Ces fripes rencontrent tout de même un grand succès, une clientèle plus aisée est de plus en plus amenée à fréquenter ce genre d’établissements.
L’apparition des comptes dits « pro » sur Vinted, participe également à ce phénomène. Certains utilisateurs ont la possibilité de déclarer leurs ventes comme une activité professionnelle. Ce passage de l’amateur au pro est également un facteur participant à la gentrification : les prix augmentent, le marché de la seconde main devient un lieu de spéculation à cause de l’achat-revente exercé par ce type d’utilisateurs.

La tendance du « néo-pauvre »

La gentrification de la mode d’occasion a bouleversé les codes et a ouvert la porte des lieux de vente de seconde main à un nouveau public plus aisé.

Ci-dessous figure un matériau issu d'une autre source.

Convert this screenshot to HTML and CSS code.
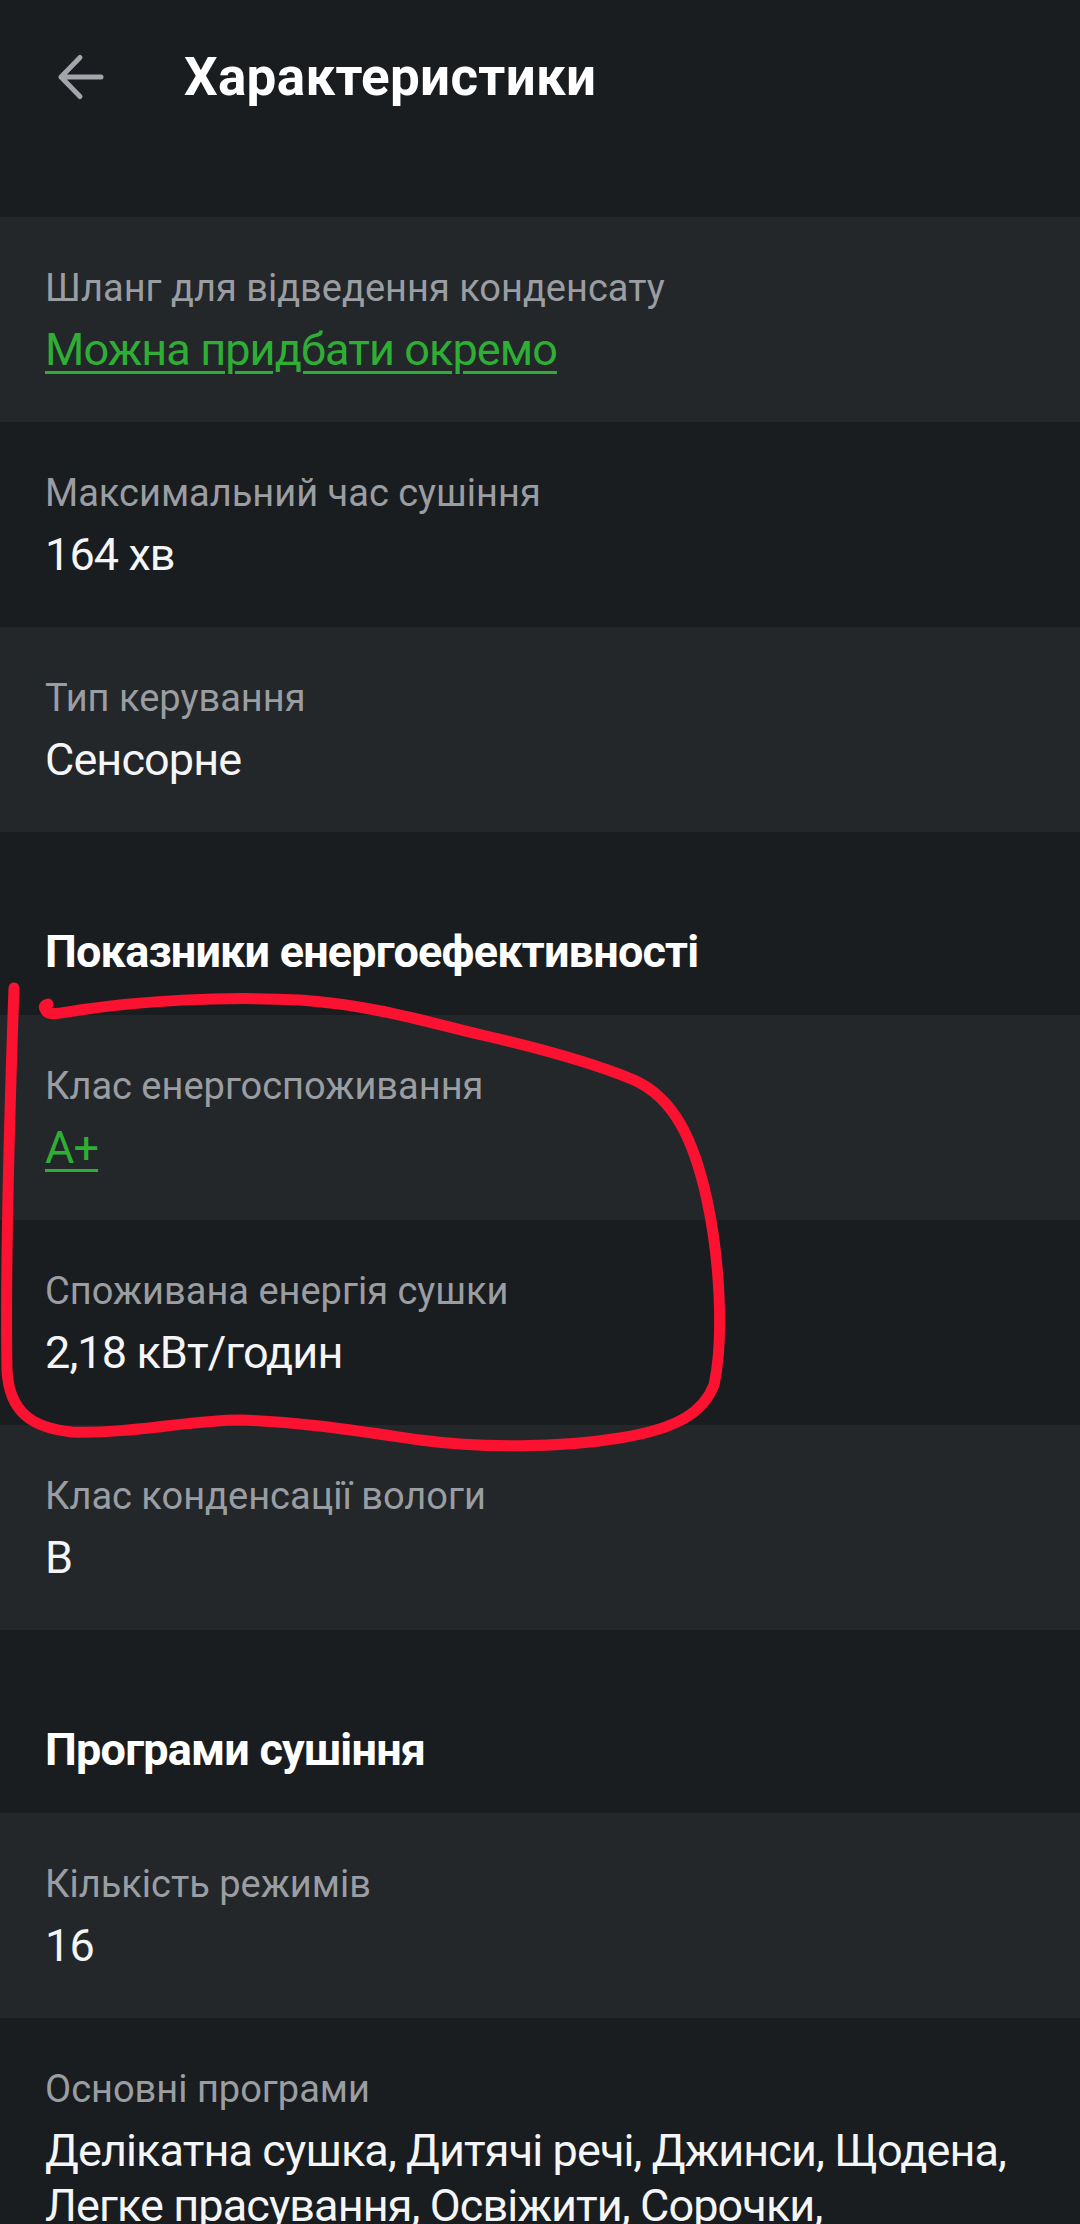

Ce que l’on pourrait également caractériser d’embourgeoisement de la seconde main est à l’origine de la tendance du « néo-pauvre ». Cette mode justement controversée a pour but d’utiliser l’esthétique du « pauvre », reprenant tous les codes que ça implique : vêtements démodés, abîmés… S’habiller chez Emmaüs ou dans n’importe quelle ressourcerie solidaire est devenue trendy tout comme le fait d’acheter un t-shirt troué en fripe gentrifié pour 35€ car il est « Y2K » (datant des années 2000).

Le défilé Raf Simons automne-hiver 2016, illustrant la tendance du  » néo-pauvre »

Un futur raisonné pour le marché de la mode d’occasion ?

La seconde main a encore de quoi évoluer, s’améliorer. Malgré de nombreuses remarques que l’on pourrait lui faire, elle reste un moyen de consommer en réduisant drastiquement notre impact sur l’environnement et dans certains cas, en faisant des économies.
Ces dérives sont caractéristiques d’un système économique qui fonctionne, le marché de la mode d’occasion n’a pas fini d’entendre parler de lui. En tant que consommateur, il est tout de même important de privilégier les ressourceries solidaires : nos achats, leur permettant de mettre à bien de nombreux projets et ainsi d’éviter le fait qu’acheter de la seconde main puisse devenir un luxe.